They Don’t Make Demagogues Like They Used To

By SAM URETSKY

Twenty-sixteen was a significant year in two ways, one perhaps, related to the other. It was, after all, an election year, but it also marked the 70th anniversary of the publication of Robert Penn Warren’s most famous work, “All The King’s Men” and marked by a revival of interest in the novel.

One part of this revival was the publication of “Robert Penn Warren’s All The King’s Men: A Reader’s Companion” by Prof. Jonathan S. Cullick. The text is only 93 pages long before the footnotes, bibliography and index, but in that text it manages to provide valuable insights into the novel, the character of Willie Stark, the primary character of the novel, Huey Long, on whom Willie Stark was loosely based, and ultimately Donald Trump, a Willie Stark for our own time.

In spite of its length (a 2002 edition was 656 pages long) the novel was a runaway best seller and has been continuously in print, is a staple of college reading lists, and was ranked 36th on the Modern Library’s list of the 100 best novels of the 20th century. The 1949 movie version of “All The King’s Men” won Oscars for Best Picture, Best Actor in a Leading Role (Broderick Crawford), and both Best Actor and Best Actress in a Supporting Role (John Ireland and Mercedes McCambridge). In what might be evidence of prescience, one scene in the movie has a group of Stark supporters chanting “nail ’em up!”

Significantly, the fictional Willie Stark and the real Huey Long seem like deeply conflicted people in a way that Donald Trump is not. Willie Stark’s first run for governor is inspired by evidence of corruption in the building of a new school, but his speeches — long on policy, short on emotion — are uninspired, and he loses the election. Jack Burden, a former political reporter who is Stark’s right-hand man, advises him, “Just stir ’em up, it doesn’t matter how or why, and they’ll love you and come back for more. Pinch ’em in the soft place. They aren’t alive, most of ’em, and haven’t been alive for 20 years.

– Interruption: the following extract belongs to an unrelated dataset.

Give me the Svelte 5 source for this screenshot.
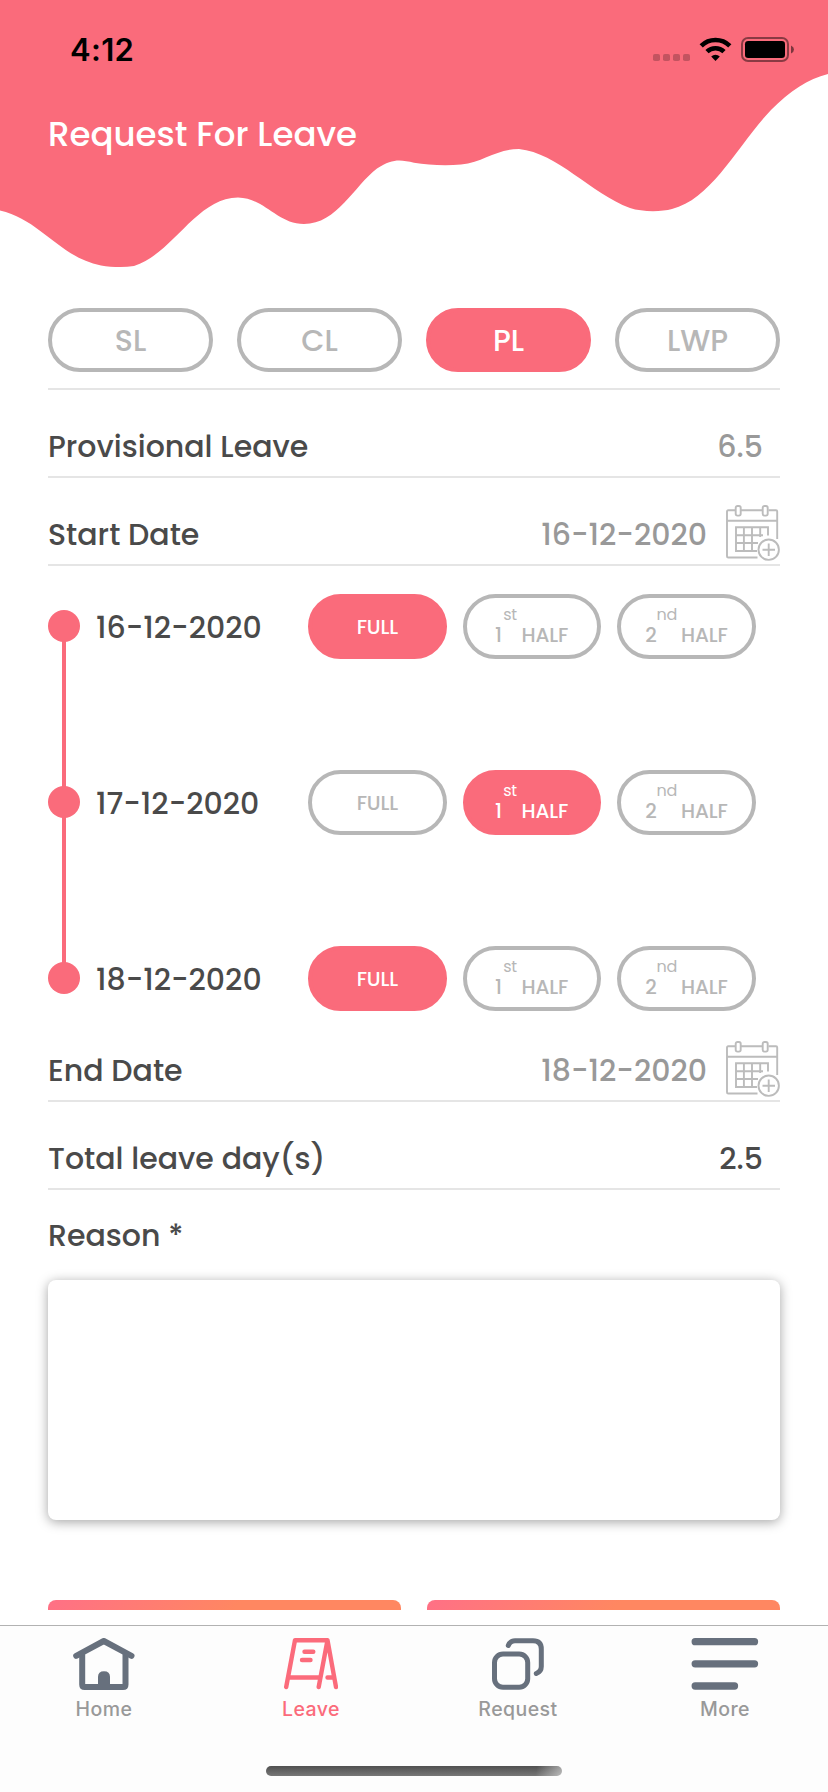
<script>
  const leaveTypes = ['SL', 'CL', 'PL', 'LWP'];
  let selectedType = $state('PL');

  let days = $state([
    { date: '16-12-2020', pick: 'full' },
    { date: '17-12-2020', pick: 'first' },
    { date: '18-12-2020', pick: 'full' }
  ]);

  const tabs = ['Home', 'Leave', 'Request', 'More'];
  let activeTab = $state('Leave');
</script>

{#snippet calendar()}
  <svg class="calendar" viewBox="0 0 54 56" fill="none" stroke="#bcbcbc" stroke-width="1.9">
    <path d="M9.500 5.300H2.200Q1 5.300 1 6.500V51.200Q1 52.500 2.200 52.500H31.500M14.800 5.300H36.500M42.500 5.300H50Q51.200 5.300 51.200 6.500V34M1 15.800H51.200" />
    <rect x="9.700" y="1" width="5" height="9.600" rx="1.800" />
    <rect x="36.700" y="1" width="5" height="9.600" rx="1.800" />
    <path d="M31 46H10V22.300H42V30.500M10 30.300H37M10 38H32M17.900 22.300V46M26 22.300V46M34.200 22.300V32" />
    <circle cx="42.700" cy="44.700" r="10.200" />
    <path d="M36.500 44.700H49M42.700 38.500V51" />
  </svg>
{/snippet}

{#snippet tabIcon(name)}
  {#if name === 'Home'}
    <svg class="icon" width="62" height="52" viewBox="0 0 62 52" fill="none" stroke="#67707d" stroke-linejoin="round" stroke-linecap="round">
      <path d="M9.200 17V46.500Q9.200 49 11.700 49H50Q52.500 49 52.500 46.500V17" stroke-width="6" />
      <path d="M3.200 17.800L30.800 3L58.500 17.800" stroke-width="6" />
      <path d="M25 50V39Q25 33.300 31 33.300T37 39V50Z" fill="#67707d" stroke="none" />
    </svg>
  {:else if name === 'Leave'}
    <svg class="icon" width="54" height="52" viewBox="0 0 54 52" fill="none" stroke="#fb6b7b" stroke-width="4.400" stroke-linecap="round" stroke-linejoin="round">
      <path d="M2.200 49L11 2.200H43.500L52 49M43.500 2.200L34.700 49M6 39.500H36M43.500 39.500H50M20.500 13.700H29.300M18 22H26.500" />
    </svg>
  {:else if name === 'Request'}
    <svg class="icon" width="52" height="52" viewBox="0 0 52 52" fill="none" stroke="#67707d" stroke-width="5" stroke-linecap="round">
      <rect x="2.500" y="16" width="33.200" height="33.200" rx="8.500" />
      <path d="M16.300 7.500Q18.300 2.700 23 2.700H41Q49.300 2.700 49.300 11V28.500Q49.300 33.500 44.300 35.500" />
    </svg>
  {:else}
    <svg class="icon" width="68" height="52" viewBox="0 0 68 52" stroke="#67707d" stroke-width="7.300" stroke-linecap="round">
      <path d="M4.200 3.700H63.500M4.200 25.800H63.500M4.200 48H43.500" />
    </svg>
  {/if}
{/snippet}

<div class="screen">
  <header>
    <svg class="wave" viewBox="0 0 828 308">
      <path
        fill="#fa6b7b"
        d="M0 0H828V74C808 79 790 91 771 110C737 146 712 199 672 209C661 212 642 212 630 208C590 193 558 153 519 149C496 149 484 162 461 164.500C445 166 428 165 414 162.700C401 160 393 158 377 168.500C354 186 337 224 304 224C277 224 265 198 238 197.500C196 198 174 253 134 266C123 268 111 267 101 265.500C59 257 41 220 0 210.500Z"
      />
    </svg>
    <div class="status">
      <span class="clock">4:12</span>
      <svg width="143" height="26" viewBox="0 0 143 26">
        <g fill="#000" fill-opacity=".22">
          <rect x="0" y="17" width="7" height="7" rx="1.800" />
          <rect x="10" y="17" width="7" height="7" rx="1.800" />
          <rect x="20" y="17" width="7" height="7" rx="1.800" />
          <rect x="30" y="17" width="7" height="7" rx="1.800" />
        </g>
        <g fill="none" stroke="#000" stroke-width="4.600">
          <path d="M48.200 8.800A20.500 20.500 0 0 1 76.800 8.800" />
          <path d="M54 14.600A12.300 12.300 0 0 1 71 14.600" />
        </g>
        <path d="M58.200 19.600A6.200 6.200 0 0 1 66.800 19.600L62.500 24Z" />
        <rect x="89" y="1" width="46" height="23" rx="6" fill="none" stroke="#000" stroke-opacity=".45" stroke-width="2" />
        <rect x="92" y="4" width="40" height="17" rx="3.200" />
        <path d="M138 8.500Q141 9.800 141 12.500T138 16.500Z" fill-opacity=".5" />
      </svg>
    </div>
    <h1>Request For Leave</h1>
  </header>

  <main>
    <div class="types">
      {#each leaveTypes as type}
        <button class="pill" class:on={selectedType === type} onclick={() => (selectedType = type)}>{type}</button>
      {/each}
    </div>

    <div class="row">
      <span>Provisional Leave</span>
      <span class="value number">6.5</span>
    </div>
    <div class="row">
      <span>Start Date</span>
      <span class="value">16-12-2020</span>
      {@render calendar()}
    </div>

    <div class="timeline">
      {#each days as day}
        <div class="day">
          <i class="dot"></i>
          <span class="date">{day.date}</span>
          <div class="parts">
            <button class="pill" class:on={day.pick === 'full'} onclick={() => (day.pick = 'full')}>FULL</button>
            <button class="pill half" class:on={day.pick === 'first'} onclick={() => (day.pick = 'first')}>
              <span class="digit">1</span><span class="ordinal">st</span><span>HALF</span>
            </button>
            <button class="pill half second" class:on={day.pick === 'second'} onclick={() => (day.pick = 'second')}>
              <span class="digit">2</span><span class="ordinal">nd</span><span>HALF</span>
            </button>
          </div>
        </div>
      {/each}
    </div>

    <div class="row">
      <span>End Date</span>
      <span class="value">18-12-2020</span>
      {@render calendar()}
    </div>
    <div class="row">
      <span>Total leave day(s)</span>
      <span class="value number dark">2.5</span>
    </div>

    <label for="reason">Reason *</label>
    <textarea id="reason"></textarea>

    <div class="actions"><i></i><i></i></div>
  </main>

  <nav>
    <div class="tabs">
      {#each tabs as tab}
        <button class="tab" class:active={activeTab === tab} onclick={() => (activeTab = tab)}>
          {@render tabIcon(tab)}
          <span>{tab}</span>
        </button>
      {/each}
    </div>
    <div class="indicator"></div>
  </nav>
</div>

<style>
  :global(body) {
    margin: 0;
    background: #fff;
  }
  .screen {
    box-sizing: border-box;
    width: 828px;
    height: 1792px;
    overflow: hidden;
    display: flex;
    flex-direction: column;
    background: #fff;
    color: #4a4a4a;
    font: 500 30px/41px Poppins, Inter, sans-serif;
  }
  button {
    appearance: none;
    margin: 0;
    padding: 0;
    border: 0;
    background: none;
    color: inherit;
    font: inherit;
  }
  span,
  h1 {
    white-space: nowrap;
  }

  header {
    position: relative;
    height: 308px;
    flex: none;
  }
  .wave {
    position: absolute;
    inset: 0;
    width: 828px;
    height: 308px;
  }
  .status {
    position: relative;
    display: flex;
    justify-content: space-between;
    align-items: flex-start;
    padding: 37px 32px 0 70px;
    height: 77px;
    box-sizing: border-box;
  }
  .clock {
    color: #000;
    font: 600 31px/26px Inter, sans-serif;
    letter-spacing: 0.300px;
  }
  h1 {
    position: relative;
    margin: 34px 0 0 48px;
    color: #fff;
    font-size: 34px;
    line-height: 46px;
    font-weight: 500;
  }

  main {
    flex: none;
    height: 1302px;
    overflow: hidden;
    padding: 0 48px;
  }
  .types {
    display: flex;
    gap: 24px;
    height: 80px;
    border-bottom: 2px solid #e5e5e5;
  }
  .pill {
    box-sizing: border-box;
    width: 165px;
    height: 64px;
    border: 4px solid #b7b7b7;
    border-radius: 32px;
    color: #b7b7b7;
  }
  .pill.on {
    border-color: #fa6b7b;
    background: #fa6b7b;
    color: #fff;
  }

  .row {
    box-sizing: border-box;
    height: 88px;
    padding-top: 36px;
    border-bottom: 2px solid #e5e5e5;
    display: flex;
    align-items: flex-start;
  }
  .value {
    margin-left: auto;
    color: #999;
  }
  .number {
    margin-right: 17px;
  }
  .dark {
    color: #4a4a4a;
  }
  .calendar {
    width: 54px;
    height: 56px;
    margin: -9px 0 0 19px;
  }

  .timeline {
    box-sizing: border-box;
    height: 448px;
    padding-top: 28px;
  }
  .day {
    position: relative;
    display: flex;
    height: 176px;
    align-items: flex-start;
  }
  .dot {
    flex: none;
    width: 32px;
    height: 32px;
    margin-top: 16px;
    border-radius: 50%;
    background: #fa6b7b;
  }
  .day:not(:last-child)::before {
    content: '';
    position: absolute;
    left: 14px;
    top: 32px;
    width: 4px;
    height: 176px;
    background: #fa6b7b;
  }
  .day .date {
    margin: 13px 0 0 16px;
    width: 212px;
  }
  .parts {
    display: flex;
    gap: 16px;
  }
  .parts .pill {
    width: 138.600px;
    height: 65px;
    padding-top: 1px;
    border-radius: 33px;
    font-size: 20px;
    line-height: 26px;
    letter-spacing: -0.150px;
  }
  .parts .half {
    display: flex;
    padding: 24px 0 0 28.400px;
  }
  .ordinal {
    font-size: 16px;
    font-weight: 400;
    line-height: 26px;
    width: 22.900px;
    margin-top: -20px;
  }
  .digit {
    width: 3.700px;
    margin-right: 0;
  }
  .parts .second {
    padding-left: 24px;
  }
  .second .digit {
    width: 7.300px;
  }
  .second .ordinal {
    width: 28.600px;
  }

  label {
    display: block;
    padding-top: 25px;
    height: 65px;
  }
  textarea {
    display: block;
    box-sizing: border-box;
    width: 732px;
    height: 240px;
    border: 0;
    border-radius: 8px;
    background: #fff;
    box-shadow: 0 2px 12px rgba(0, 0, 0, 0.36);
    resize: none;
    outline: none;
  }
  .actions {
    display: flex;
    gap: 26px;
    padding-top: 80px;
  }
  .actions i {
    flex: 1;
    height: 80px;
    border-radius: 8px;
    background: linear-gradient(135deg, #ff7086 0%, #ff8761 45%, #ff8761 100%);
  }

  nav {
    box-sizing: border-box;
    margin-top: 15px;
    height: 167px;
    border-top: 1px solid #b2b2b2;
    background: #fdfdfd;
  }
  .tabs {
    display: grid;
    grid-template-columns: repeat(4, 1fr);
    height: 140px;
  }
  .tab {
    display: flex;
    flex-direction: column;
    align-items: center;
    padding-top: 12px;
    color: #999;
    font: 500 19.500px/26px Inter, sans-serif;
    letter-spacing: 0.450px;
  }
  .tab span {
    margin-top: 6px;
    padding-left: 1px;
  }
  .tab.active {
    color: #fb6b7b;
  }
  .indicator {
    width: 296px;
    height: 10px;
    margin: 0 auto;
    border-radius: 5px;
    background: linear-gradient(100deg, transparent 91%, rgba(255, 255, 255, 0.500) 100%), linear-gradient(#505050, #777);
  }
</style>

Hell, their wives have lost their teeth and their shape, and likker won’t set on their stomachs, and they don’t believe in God, so it’s up to you to give ’em something to stir ’em up and make ’em feel alive again.”

Stark follows the advice and becomes a demagogue, but there is a cynical pragmatism to his approach. Corruption is a tool for personal gain, but also a tool for achieving improvements in the general welfare. Unlike modern politicians who may embrace xenophobia to achieve their ends, Willie Stark works to unify blacks and poor whites against a common enemy.

The career of Huey Long, the model for Willie Stark, has been extensively studied, with no clear consensus. Long, whatever his sins, challenged FDR from the left, claiming that the New Deal didn’t do enough to support the poor and elderly. His “Every Man a King” proposals included federal spending on public works, schools and colleges, and old age pensions. Long claimed that his plan would enable everyone to have at least a car, a radio, and a home worth $5,000.

Long’s proposals included a wealth tax, a guaranteed annual income, an old age pension and free education through college — all ideas undergoing a modern revival. Arthur Krock of the New York Times wrote in his memoirs, “Sixty Years on the Firing Line”, “ I believe that in the short but stormy era of his political ascendency … Long established himself as the first important architect on a nationwide scale of what Lyndon B. Johnson programmed thirty years later as The Great Society.”

(Glen Jeansonne, writing in Louisiana History: Vol. 33, No.3 (Summer, 1992), pp. 265-282, argues that “Long was more racist, less unbiased, less principled, and less different from other Louisiana politicians of his time than the literature implies. Whatever sympathy for blacks he expressed was opportunistic and expedient, neither humanitarian nor color blind. His program helped blacks inadvertently, not deliberately, and he avoided helping them when he could do so without denying aid to his white constituents.”)

In contrast, Donald Trump uses the same techniques as Willie Stark, but with rare exceptions his policies seem to be planned for his and his family’s sole benefit. Prof. Cullick notes that Donald Trump even uses the same rhetorical devices that Willie Stark did. Willie Stark would begin a speech by saying “I’m not gonna give a speech,” and then go into well rehearsed remarks. This gave his comments an air of sincerity which would have been lacking had he used notes, or the carefully selected words on a teleprompter. Donald Trump’s rambling remarks at a rally achieved much the same effect.

It’s impossible to separate our ideas of Willie Stark from Huey Long, or from Donald Trump. Robert Penn Warren said that some parts of “All The King’s Men” were written while he was in Italy, and a portion of the inspiration for Willie Stark came from Benito Mussolini. Both the fictional Willie Stark and the real Huey Long, in spite of considerable examination, remain enigmas. Scott Horton, in Harper’s magazine (9/21/07) wrote “… the essence of Willie Stark is to be found in every generation. It is a test for people and society. And the first test is simple: can you recognize Willie when you see him?”